Mengapa sejak awal tidak membuka toko sendiri?
Cara itu tidak cerdas. Lebih baik memasok ke orang lain, mereka yang mengurus toko, tapi kita dapat keuntungan yang sama. Setiap bulan kita dapat untung, tapi dia yang bekerja. Ketika saya punya 125 karyawan, omzet memang bagus, tapi masalah juga besar. Akhirnya saya tawarkan pada produsen boneka lain untuk memproduksi boneka saya. Saya sediakan mesin dan perlengkapannya, saya ajari sistemnya.
Hasil bonekanya saya yang menampung, dan dia mendapatkan untung 15 persen dari hasil penjualan. Inilah waralaba produksi, yang sekarang saya jual dengan harga Rp 125.000.000. Saya juga dapat untung 15 persen, tanpa saya harus bekerja dan membesarkan pabrik. Dan, tidak ada risiko buat saya. Karena ada sistem ini, saya mengurangi karyawan menjadi 50 orang, dan sekarang jadi 30 orang. Dengan sistem ini, lebih banyak orang yang bekerja, karena setiap pengusaha yang menyuplai boneka ke saya punya pegawai 10-30 orang.

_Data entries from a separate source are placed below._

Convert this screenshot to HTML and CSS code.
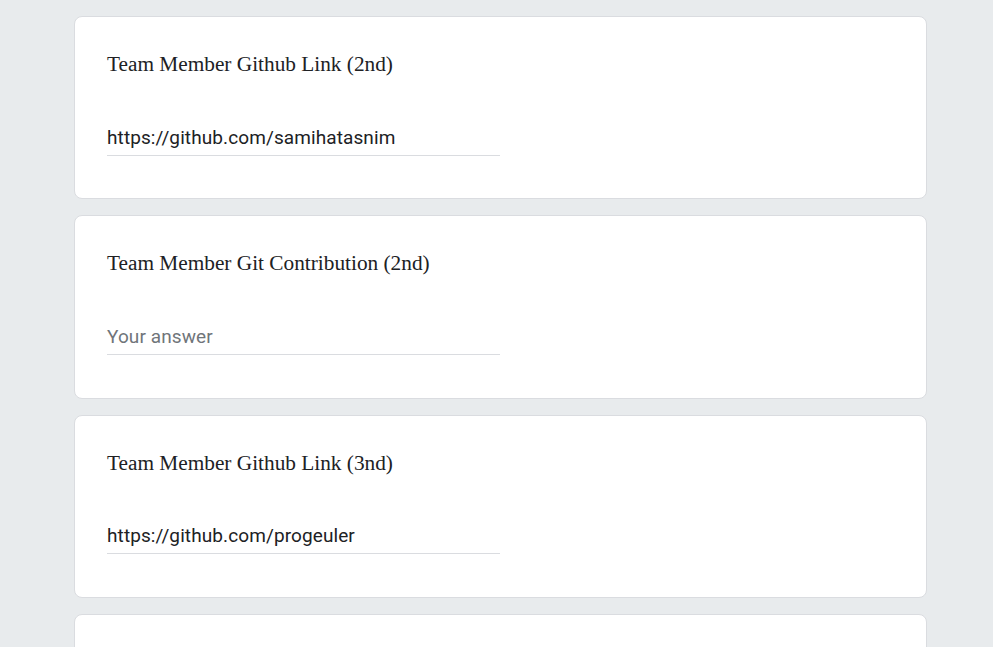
FILE: index.html
```html
<!DOCTYPE html>
<html>
<head>
<meta charset="utf-8">
<link rel="stylesheet" href="styles.css">
</head>
<body>
<main class="list">
  <section class="card">
    <div class="title">Team Member Github Link (2nd)</div>
    <div class="field"><span class="value">https://github.com/samihatasnim</span></div>
  </section>
  <section class="card">
    <div class="title">Team Member Git Contribution (2nd)</div>
    <div class="field"><span class="placeholder">Your answer</span></div>
  </section>
  <section class="card">
    <div class="title">Team Member Github Link (3nd)</div>
    <div class="field"><span class="value">https://github.com/progeuler</span></div>
  </section>
  <section class="card">
    <div class="title">Team Member Git Contribution (3nd)</div>
    <div class="field"><span class="placeholder">Your answer</span></div>
  </section>
</main>
</body>
</html>
```
FILE: styles.css
```css
html, body {
  margin: 0;
  padding: 0;
  background: #e8ebed;
  overflow: hidden;
  height: 647px;
}
.list {
  display: flex;
  flex-direction: column;
  gap: 16px;
  padding: 16px 0 0 74px;
  width: 853px;
}
.card {
  flex: none;
  background: #fff;
  border: 1px solid #dadce0;
  border-radius: 8px;
  padding: 35px 32px 0 32px;
  box-sizing: border-box;
  height: 183.33px;
}
.title {
  font-family: "Liberation Serif", "Times New Roman", serif;
  font-size: 21.3px;
  line-height: 24px;
  color: #202124;
}
.field {
  margin-top: 48.5px;
  width: 393px;
  border-bottom: 1px solid #dadce0;
  font-family: Roboto, "Noto Sans", sans-serif;
  font-size: 19px;
  letter-spacing: 0.1px;
  line-height: 26px;
  padding-bottom: 4px;
}
.value { color: #202124; }
.placeholder { color: #70757a; }
```
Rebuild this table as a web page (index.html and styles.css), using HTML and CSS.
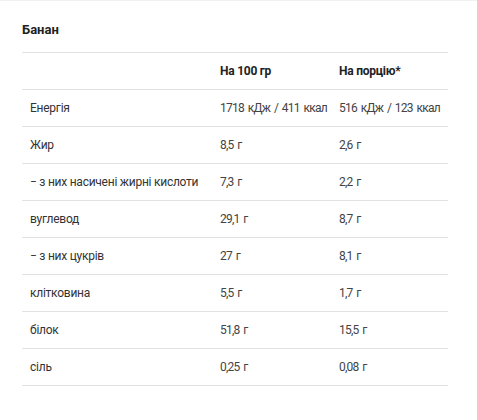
FILE: index.html
```html
<!DOCTYPE html>
<html lang="uk">
<head>
<meta charset="utf-8">
<link rel="stylesheet" href="styles.css">
</head>
<body>
<div class="panel">
  <h2 class="title">Банан</h2>
  <table class="nutri">
    <thead>
      <tr><th></th><th>На 100 гр</th><th>На порцію*</th></tr>
    </thead>
    <tbody>
      <tr><td>Енергія</td><td>1718 кДж / 411 ккал</td><td>516 кДж / 123 ккал</td></tr>
      <tr><td>Жир</td><td>8,5 г</td><td>2,6 г</td></tr>
      <tr><td>− з них насичені жирні кислоти</td><td>7,3 г</td><td>2,2 г</td></tr>
      <tr><td>вуглевод</td><td>29,1 г</td><td>8,7 г</td></tr>
      <tr><td>− з них цукрів</td><td>27 г</td><td>8,1 г</td></tr>
      <tr><td>клітковина</td><td>5,5 г</td><td>1,7 г</td></tr>
      <tr><td>білок</td><td>51,8 г</td><td>15,5 г</td></tr>
      <tr><td>сіль</td><td>0,25 г</td><td>0,08 г</td></tr>
    </tbody>
  </table>
</div>
</body>
</html>
```
FILE: styles.css
```css
html, body {
  margin: 0;
  padding: 0;
  background: #fff;
}
body {
  font-family: Roboto, "Noto Sans", sans-serif;
  color: #333;
  border-top: 1px solid #f0f0f0;
}
.panel {
  padding: 0 29px 0 22px;
}
.title {
  margin: 0;
  font-size: 13px;
  font-weight: 700;
  color: #222;
  box-sizing: border-box;
  height: 52px;
  border-bottom: 1px solid #e2e2e2;
  line-height: 58px;
}
.nutri {
  width: 426px;
  border-collapse: collapse;
  table-layout: fixed;
  font-size: 12px;
  letter-spacing: -0.25px;
}
.nutri th, .nutri td {
  height: 36px;
  padding: 0 0 0 8px;
  border-bottom: 1px solid #e2e2e2;
  text-align: left;
  vertical-align: middle;
  white-space: nowrap;
}
.nutri th {
  font-weight: 700;
  color: #222;
}
.nutri th:nth-child(1) { width: 182px; }
.nutri th:nth-child(2) { width: 111px; }
.nutri td:not(:first-child) {
  color: #444;
  letter-spacing: -0.75px;
  word-spacing: 1.5px;
}
```
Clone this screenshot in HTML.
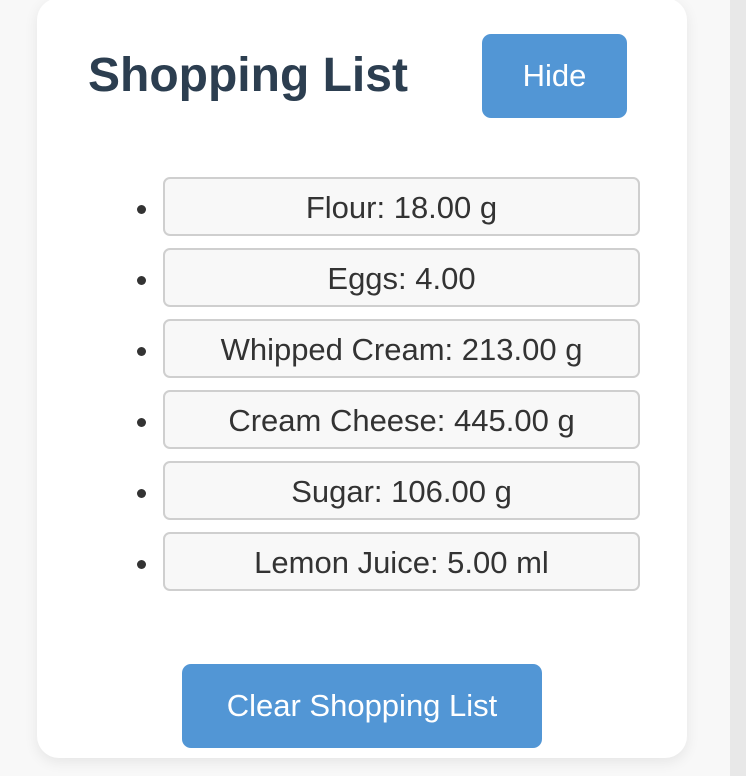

Bagaimana sistem suplai mereka?
Apa pun yang mereka buat, saya tampung. Selain itu, kalau ada order besar, saya sebar pada mereka. Kualitas bonekanya harus sesuai dengan standar saya. Sampai di pabrik saya, boneka mereka kembali diperiksa kualitasnya. Jenis boneka yang diproduksi sangat bervariasi, melebihi produksi pabrikan. Kalau produsennya masih baru, bikinnya setengah jadi, kami yang menyelesaikan.
Berapa jumlah waralaba produksi Anda?
Saat ini, ada 18 waralaba produksi dari beberapa kota. Saya juga menjual toko boneka dengan sistem waralaba, harganya Rp 50.000.000. Boneka di toko itu saya pasok. Sekarang, ada 86 toko waralaba di seluruh Indonesia. Oya, Saya punya pabrik di Bekasi dan enam toko di sekitar pabrik.
Berapa produksi boneka per bulan?
Sekitar 2.000 buah per hari. Pagi diantar pemasok, sore sudah dikirim ke pembeli. Harga paling murah Rp 7.000 sampai Rp 2.500.000
Itulah kisah sukses Bapak Anang Sujana seorang produsen boneka dan pemilik toko waralaba boneka.